Re: Please review this: code to extract the season/episode or date from a TV show's title on a torrent site
by Anonymous Monk on Aug 18, 2016 at 08:09 UTC

    If you are going to return a hash reference from extract_episode_data() ...

    sub extract_show_info { my $input_string = shift(); my $result = undef; if ( $result = extract_episode_data($input_string) ) { $result->{type} = 'se'; } elsif ( my @date = $_ =~ /$RE{time}{ymd}{-keep}/ ) { $result = { ... }; } return $result; } sub extract_episode_data { my $input_string = shift(); if ( ... ) { my $episode_data = { season => $1, episode => $2 }; return $episode_data; } else { return; } }

    ... why not set the type in there too? That would lead to something like ...

    sub extract_show_info { my $input_string = shift @_; my $result = extract_episode_data($input_string); $result and return $result; if ( my @date = $_ =~ /$RE{time}{ymd}{-keep}/ ) { return { ... }; } return; } sub extract_episode_data { my $input_string = shift @_; if ( ... ) { return { type => 'se', season => $1, episode => $2 }; } return; }
      ... why not set the type in there too?

      Makes sense, but I was trying to keep the two completely separate, de-coupled or whatever the right word is. Then I can re-use the season-episode sub cleanly for something else? Maybe I'm over-thinking.

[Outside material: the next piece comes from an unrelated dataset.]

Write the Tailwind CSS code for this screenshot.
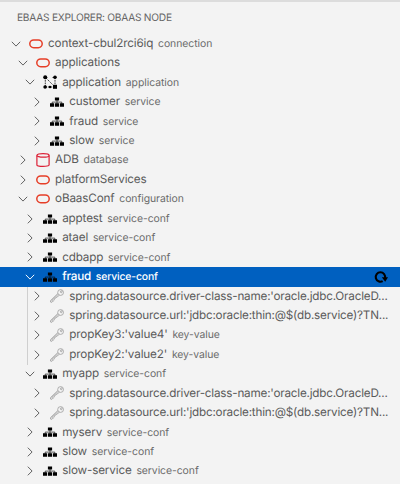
<!DOCTYPE html>
<html lang="en">
<head>
<meta charset="utf-8">
<title>eBaaS Explorer</title>
<script src="https://cdn.jsdelivr.net/npm/@tailwindcss/browser@4"></script>
</head>
<body class="h-[484px] w-[400px] overflow-hidden border-t-2 border-[#dcdcdc] bg-[#f3f3f3] font-['Inter','Liberation_Sans',sans-serif] text-[#5a5a5a] [text-rendering:geometricPrecision]">
<svg class="hidden">
  <symbol id="down" viewBox="0 0 12 12"><path d="M1.8 3.8 6 8.1 10.2 3.8" fill="none" stroke="currentColor" stroke-width=".95"/></symbol>
  <symbol id="right" viewBox="0 0 12 12"><path d="M3.8 1.7 8.1 6 3.8 10.3" fill="none" stroke="currentColor" stroke-width=".95"/></symbol>
  <symbol id="oracle" viewBox="0 0 14 14"><rect x=".8" y="2.9" width="12.4" height="7.8" rx="3.9" fill="none" stroke="#e63e27" stroke-width="1.5"/></symbol>
  <symbol id="db" viewBox="0 0 14 14"><path d="M.9 2.5V11.9C.9 13.8 13.1 13.8 13.1 11.9V2.5" fill="none" stroke="#dc2036" stroke-width="1.2"/><ellipse cx="7" cy="2.4" rx="6.1" ry="1.8" fill="none" stroke="#dc2036" stroke-width="1.2"/></symbol>
  <symbol id="app" viewBox="0 0 14 14"><path d="M2.3 2.5V12M12 2.5V12M2.3 12H12M3 3 11.5 11.5M2.3 2.5H5M9.5 2.5H12" fill="none" stroke="#111" stroke-width=".8" stroke-dasharray="1.7 .8"/><circle cx="2.2" cy="2.2" r="2"/><circle cx="12" cy="2.3" r="1.8"/><circle cx="2.1" cy="12" r="1.8"/><circle cx="7" cy="12" r="1.3"/><rect x="10" y="9.8" width="4" height="4"/></symbol>
  <symbol id="service" viewBox="0 0 14 14"><path d="M4.9 2.4h4.2v3.2H4.9zM0 8.3h4.1v3.4H0zM4.95 8.3h4.1v3.4h-4.1zM9.9 8.3H14v3.4H9.9z"/><path d="M7 5v4M2.2 9V7.1h9.6V9" fill="none" stroke="#000" stroke-width=".65"/></symbol>
  <symbol id="key" viewBox="0 0 14 14"><g fill="none" stroke="#929292" stroke-width=".7" stroke-linejoin="round"><circle cx="10.6" cy="3.5" r="2.9"/><circle cx="11.3" cy="2.8" r=".9"/><path d="M7.8 4.6.4 11.7l.2 1.4 1.4.2.6-.6-.2-.9 1 .1.9-.8-.2-.9L9.5 6.2M7.9 5.7 1.4 11.8"/></g></symbol>
  <symbol id="refresh" viewBox="0 0 14 14"><path d="M8.7 11.1A4.7 4.7 0 1 1 11 8.1" fill="none" stroke="#000" stroke-width="2.1"/><path d="M7.8 7.3H14l-2.8 4.4z"/></symbol>
</svg>
<h1 class="flex h-[31.9px] items-center pt-px pl-[17px] text-[10.2px] tracking-[-0.25px] text-[#666]">EBAAS EXPLORER: OBAAS NODE</h1>
<main id="tree" class="relative"></main>
<script>
const rows = [
  [0,'down','oracle','context-cbul2rci6iq','connection'],
  [1,'down','oracle','applications',''],
  [2,'down','app','application','application'],
  [3,'right','service','customer','service'],
  [3,'right','service','fraud','service'],
  [3,'right','service','slow','service'],
  [1,'right','db','ADB','database'],
  [1,'right','oracle','platformServices',''],
  [1,'down','oracle','oBaasConf','configuration'],
  [2,'right','service','apptest','service-conf'],
  [2,'right','service','atael','service-conf'],
  [2,'right','service','cdbapp','service-conf'],
  [2,'down','service','fraud','service-conf',true],
  [3,'right','key',"spring.datasource.driver-class-name:'oracle.jdbc.OracleD...",''],
  [3,'right','key',"spring.datasource.url:'jdbc:oracle:thin:@$(db.service)?TN...",''],
  [3,'right','key',"propKey3:'value4'",'key-value'],
  [3,'right','key',"propKey2:'value2'",'key-value'],
  [2,'down','service','myapp','service-conf'],
  [3,'right','key',"spring.datasource.driver-class-name:'oracle.jdbc.OracleD...",''],
  [3,'right','key',"spring.datasource.url:'jdbc:oracle:thin:@$(db.service)?TN...",''],
  [2,'right','service','myserv','service-conf'],
  [2,'right','service','slow','service-conf'],
  [2,'right','service','slow-service','service-conf'],
];
document.getElementById('tree').innerHTML = rows.map(([depth, arrow, icon, label, kind, selected]) => `
  <div class="${selected ? 'flex h-[19.45px] items-center whitespace-nowrap bg-[#0060c0] text-white' : 'flex h-[19.45px] items-center whitespace-nowrap'}" style="padding-left:${10 + depth * 7.1}px">
    <svg class="size-3 shrink-0"><use href="#${arrow}"/></svg>
    <svg class="ml-[6.5px] size-3.5 shrink-0"><use href="#${icon}"/></svg>
    <span class="${selected ? 'ml-[5.5px] text-[11.7px] font-medium tracking-[-0.2px]' : label.length > 50 ? 'ml-[5.5px] text-[11.7px] tracking-[-0.2px]' : 'ml-[5.5px] text-[11.7px] tracking-[-0.15px]'}">${label}</span>
    <span class="${selected ? 'ml-[4.8px] text-[10.4px] font-medium tracking-[-0.15px]' : 'ml-[4.8px] text-[10.4px] tracking-[-0.05px] text-[#6b6b6b]'}">${kind}</span>
    ${selected ? '<svg class="mr-[12px] ml-auto size-3.5 shrink-0"><use href="#refresh"/></svg>' : ''}
  </div>`).join('') + '<div class="absolute top-[252.8px] left-[27px] h-[78px] w-px bg-[#cfcfcf]"></div>';
</script>
</body>
</html>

Re: Please review this: code to extract the season/episode or date from a TV show's title on a torrent site
by Anonymous Monk on Aug 18, 2016 at 08:39 UTC

    Note to self: Regexp::Common::time provides the time regex, not Regexp::Common.

    One would be lucky to always have the date as year-month-day as the only variation instead of other two. So I take it then the files not matching your season-episode regex, would have the date only in that format?.

      That's a really tricky question.

      I don't see many other date formats, and there's really no way, in code at least, to deal with the possibility that someone has got the month and date the wrong way round and their August 1 is really January 8.

        You could look at consecutively-numbered episodes and see if they are 1 week (or whatever) apart. Or at least that each later-numbered episode has a later date.

        Yup ... may need to account for idiosyncrasies per provider, say by assigning a different regex/parser.